Analysts: Oil deals aid Chavez’s campaign

When nine Caribbean countries signed oil trading agreements with Venezuelan President Hugo Chavez, it was a marriage of convenience.

Fragile Caribbean economies scored modest relief from rising fuel prices, while the leftist South American leader advanced his campaign to become a counterweight to U.S. influence in the region, analysts say.

“A lot of what Chavez is doing right now is just bravado,” said Vinay Jawahar of the Washington-based Inter-American Dialogue. “But it’s going to make the United States’ life harder.”

Jawahar said Chavez is trying to increase his influence in the 34-nation Organization of American States, whose top human rights panel has often criticized the Venezuelan government.

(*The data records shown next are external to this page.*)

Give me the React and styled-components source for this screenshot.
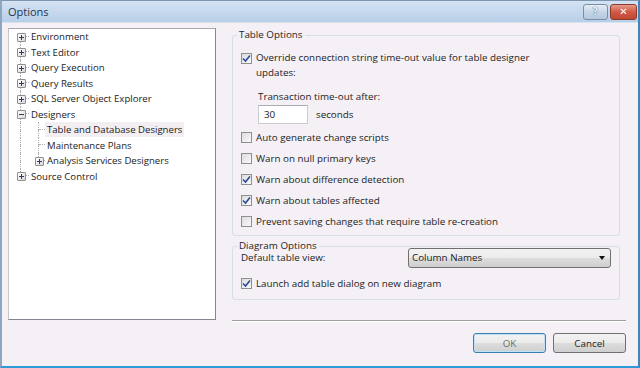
import React from 'react';
import styled, { createGlobalStyle } from 'styled-components';

const GlobalStyle = createGlobalStyle`
    html, body {
        margin: 0;
        padding: 0;
        background: #f5f0f5;
    }
    body {
        font-family: "Open Sans", "Noto Sans", sans-serif;
        font-size: 9.8px;
        color: #222;
    }
`;

const Window = styled.div`
    width: 640px;
    height: 368px;
    box-sizing: border-box;
    display: flex;
    flex-direction: column;
    background: #f5f0f5;
    border-left: 2px solid #8ea6bf;
    border-right: 2px solid #3f86bd;
    border-bottom: 2px solid #2e9ad6;
    border-top: 1px solid #7f95ad;
`;

const TitleBar = styled.div`
    height: 21px;
    display: flex;
    align-items: center;
    padding: 0 1px 0 6px;
    background: linear-gradient(#d4e3f3, #b8cee8);
    border-bottom: 1px solid #d9e4f0;
`;

const Title = styled.span`
    flex: 1;
    font-size: 11px;
    color: #1f3550;
`;

const CaptionButton = styled.button`
    width: ${p => p.w}px;
    height: 16px;
    margin-left: 2px;
    padding: 0;
    border-radius: 3px;
    border: 1px solid ${p => (p.danger ? '#8c3a2c' : '#7a8ea6')};
    background: ${p => (p.danger ? 'linear-gradient(#e89a8c, #cf5a45 50%, #c24632)' : 'linear-gradient(#e6eef7, #c5d5e8 50%, #b4c8df)')};
    color: #fff;
    font-family: "DejaVu Sans", sans-serif;
    font-weight: bold;
    font-size: 10px;
    line-height: 14px;
    display: flex;
    align-items: center;
    justify-content: center;
`;

const HelpGlyph = styled.span`
    color: #e9f0f8;
    text-shadow: 0 0 1px #58708c, 0 0 1px #58708c;
`;

const Body = styled.div`
    flex: 1;
    display: flex;
    padding: 5px 0 0 6px;
    gap: 16px;
`;

const TreePanel = styled.div`
    width: 208px;
    height: 292px;
    box-sizing: border-box;
    background: #fff;
    border: 1px solid #828790;
    border-left-color: #c6c6c6;
    border-top-color: #aaaaaa;
    padding: 0;
`;

const TreeRow = styled.div`
    height: 15.5px;
    display: flex;
    align-items: stretch;
    white-space: nowrap;
    font-size: 9.6px;
`;

const Gutter = styled.div`
    width: ${p => p.w}px;
    flex: none;
    display: grid;
    grid-template-columns: ${p => p.c}px 1fr;
    grid-template-rows: 1fr 1fr;
`;

const GuideCell = styled.span`
    grid-area: ${p => p.area};
    border-right: ${p => (p.on ? '1px dotted #b0b0b0' : 'none')};
    border-bottom: ${p => (p.flat ? '1px dotted #b0b0b0' : 'none')};
    margin-right: ${p => (p.flat ? 2 : 0)}px;
`;

const Expander = styled.span`
    grid-area: 1 / 1 / 3 / 2;
    justify-self: end;
    align-self: center;
    margin-right: -5px;
    margin-top: 1px;
    width: 7px;
    height: 7px;
    border: 1px solid #8e8f8f;
    border-radius: 1px;
    background: linear-gradient(135deg, #ffffff, #d8d8d8);
    display: flex;
    align-items: center;
    justify-content: center;
    z-index: 1;
`;

const TreeLabel = styled.span`
    align-self: center;
    padding: 1px 2px;
    margin-left: -2px;
    background: ${p => (p.selected ? '#f2eef2' : 'transparent')};
`;

const RightColumn = styled.div`
    width: 394px;
    display: flex;
    flex-direction: column;
`;

const Group = styled.fieldset`
    width: 388px;
    box-sizing: border-box;
    margin: ${p => p.mt}px 0 0 0;
    padding: 0 8px ${p => p.pb}px 8px;
    border: 1px solid #d5dfe5;
    border-radius: 3px;
    min-width: 0;
`;

const Legend = styled.legend`
    padding: 0 2px;
    margin-left: -4px;
    line-height: 14px;
`;

const CheckRow = styled.label`
    display: flex;
    align-items: ${p => (p.top ? 'flex-start' : 'center')};
    gap: 4px;
    height: ${p => p.h || 21}px;
    margin-top: ${p => p.mt || 0}px;
    line-height: 15px;
`;

const Box = styled.span`
    width: 11px;
    height: 11px;
    flex: none;
    box-sizing: border-box;
    border: 1px solid #8f8f8f;
    background: linear-gradient(135deg, #dcdcdc, #fafafa);
    display: flex;
    align-items: center;
    justify-content: center;
    margin-top: ${p => p.mt || 0}px;
`;

const Indent = styled.div`
    padding-left: 17px;
    margin-top: ${p => p.mt}px;
`;

const FieldRow = styled.div`
    display: flex;
    align-items: center;
    gap: 8px;
    margin-top: 2px;
    margin-bottom: 3px;
`;

const NumberInput = styled.div`
    width: 50px;
    height: 19px;
    box-sizing: border-box;
    border: 1px solid #c8cdd2;
    border-top-color: #abadb3;
    background: #fff;
    padding-left: 5px;
    line-height: 17px;
`;

const DropRow = styled.div`
    display: flex;
    align-items: center;
    justify-content: space-between;
    height: 21px;
    margin-top: -6px;
`;

const Select = styled.div`
    width: 203px;
    height: 20px;
    box-sizing: border-box;
    border: 1px solid #707070;
    border-radius: 3px;
    background: linear-gradient(#f3f3f3, #ebebeb 50%, #dddddd 51%, #cfcfcf);
    display: flex;
    align-items: center;
    justify-content: space-between;
    padding: 0 5px 0 3px;
`;

const Arrow = styled.span`
    width: 0;
    height: 0;
    border-left: 3.5px solid transparent;
    border-right: 3.5px solid transparent;
    border-top: 4px solid #111;
`;

const Separator = styled.div`
    height: 0;
    border-top: 1px solid #a0a0a0;
    border-bottom: 1px solid #ffffff;
    margin-top: 20px;
`;

const Buttons = styled.div`
    display: flex;
    justify-content: flex-end;
    gap: 7px;
    margin-top: 11px;
`;

const Button = styled.button`
    width: 73px;
    height: 20px;
    border-radius: 3px;
    border: 1px solid ${p => (p.primary ? '#3c7fb1' : '#707070')};
    box-shadow: ${p => (p.primary ? 'inset 0 0 0 1px #bfe2f7' : 'none')};
    background: linear-gradient(#f2f2f2, #ebebeb 50%, #dddddd 51%, #cfcfcf);
    font-family: inherit;
    font-size: 9.8px;
    color: ${p => (p.primary ? '#6d6d6d' : '#222')};
`;

function Check({ checked, mt }) {
    return (
        <Box mt={mt}>
            {checked && (
                <svg width="9" height="9" viewBox="0 0 9 9">
                    <path d="M1 4.5 L3.5 7 L8 1.5" stroke="#2a4a9a" strokeWidth="1.6" fill="none" />
                </svg>
            )}
        </Box>
    );
}

function Sign({ open }) {
    return (
        <svg width="5" height="5" viewBox="0 0 5 5">
            <path d="M0 2.5 H5" stroke="#2b3d66" strokeWidth="1" />
            {!open && <path d="M2.5 0 V5" stroke="#2b3d66" strokeWidth="1" />}
        </svg>
    );
}

// up/down: vertical guide above/below the centre, flat: connector to the label
function Guide({ w, c, up, down, flat, box, open }) {
    return (
        <Gutter w={w} c={c}>
            <GuideCell area="1 / 1" on={up} />
            <GuideCell area="2 / 1" on={down} />
            <GuideCell area="1 / 2" flat={flat} />
            {box && (
                <Expander>
                    <Sign open={open} />
                </Expander>
            )}
        </Gutter>
    );
}

const tree = [
    { label: 'Environment', first: true },
    { label: 'Text Editor' },
    { label: 'Query Execution' },
    { label: 'Query Results' },
    { label: 'SQL Server Object Explorer' },
    { label: 'Designers', open: true },
    { label: 'Table and Database Designers', child: true, selected: true },
    { label: 'Maintenance Plans', child: true },
    { label: 'Analysis Services Designers', child: true, last: true, box: true },
    { label: 'Source Control', last: true },
];

const tableOptions = [
    { label: 'Auto generate change scripts', checked: false },
    { label: 'Warn on null primary keys', checked: false },
    { label: 'Warn about difference detection', checked: true },
    { label: 'Warn about tables affected', checked: true },
    { label: 'Prevent saving changes that require table re-creation', checked: false },
];

export default function App() {
    return (
        <>
            <GlobalStyle />
            <Window>
                <TitleBar>
                    <Title>Options</Title>
                    <CaptionButton w={25}><HelpGlyph>?</HelpGlyph></CaptionButton>
                    <CaptionButton w={27} danger>✕</CaptionButton>
                </TitleBar>

                <Body>
                    <TreePanel>
                        {tree.map(item => (
                            <TreeRow key={item.label}>
                                <Guide
                                    w={22}
                                    c={12}
                                    up={!item.first}
                                    down={!item.last || item.child}
                                    flat={!item.child}
                                    box={!item.child}
                                    open={item.open}
                                />
                                {item.child && (
                                    <Guide w={16} c={8} up down={!item.last} flat box={item.box} />
                                )}
                                <TreeLabel selected={item.selected}>{item.label}</TreeLabel>
                            </TreeRow>
                        ))}
                    </TreePanel>

                    <RightColumn>
                        <Group mt={0} pb={3}>
                            <Legend>Table Options</Legend>
                            <CheckRow top h={35} mt={8}>
                                <Check checked mt={3} />
                                <span>
                                    Override connection string time-out value for table designer
                                    <br />
                                    updates:
                                </span>
                            </CheckRow>
                            <Indent mt={5}>
                                <div>Transaction time-out after:</div>
                                <FieldRow>
                                    <NumberInput>30</NumberInput>
                                    <span>seconds</span>
                                </FieldRow>
                            </Indent>
                            {tableOptions.map(o => (
                                <CheckRow key={o.label}>
                                    <Check checked={o.checked} />
                                    <span>{o.label}</span>
                                </CheckRow>
                            ))}
                        </Group>

                        <Group mt={3} pb={5}>
                            <Legend>Diagram Options</Legend>
                            <DropRow>
                                <span>Default table view:</span>
                                <Select>
                                    <span>Column Names</span>
                                    <Arrow />
                                </Select>
                            </DropRow>
                            <CheckRow h={22} mt={4}>
                                <Check checked />
                                <span>Launch add table dialog on new diagram</span>
                            </CheckRow>
                        </Group>

                        <Separator />
                        <Buttons>
                            <Button primary>OK</Button>
                            <Button>Cancel</Button>
                        </Buttons>
                    </RightColumn>
                </Body>
            </Window>
        </>
    );
}
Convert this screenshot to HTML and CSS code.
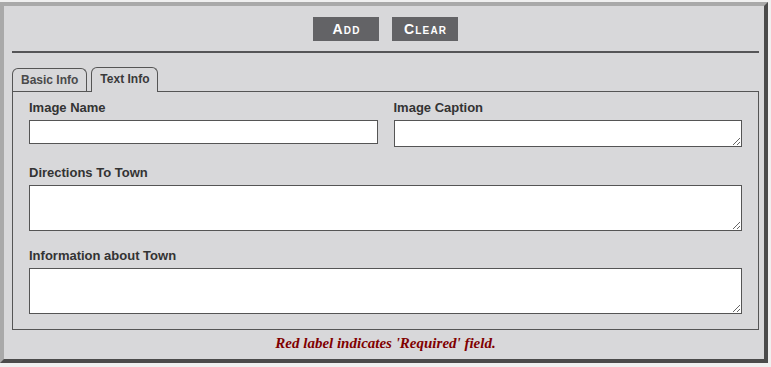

Yet Chavez can only go so far in eroding U.S. influence in the Caribbean, analysts say. The United States is the biggest trade partner of most Caribbean countries and their largest market for tourism.

The same day the Dominican Republic signed the Petrocaribe oil agreement with Venezuela, its legislature overwhelmingly approved a free trade agreement with the United States and five Central American countries.

“Only a crazy person would have turned down Chavez’s deal with oil at $70 a barrel,” said Miguel Ceara-Hatton, a U.N. economist in the Dominican capital.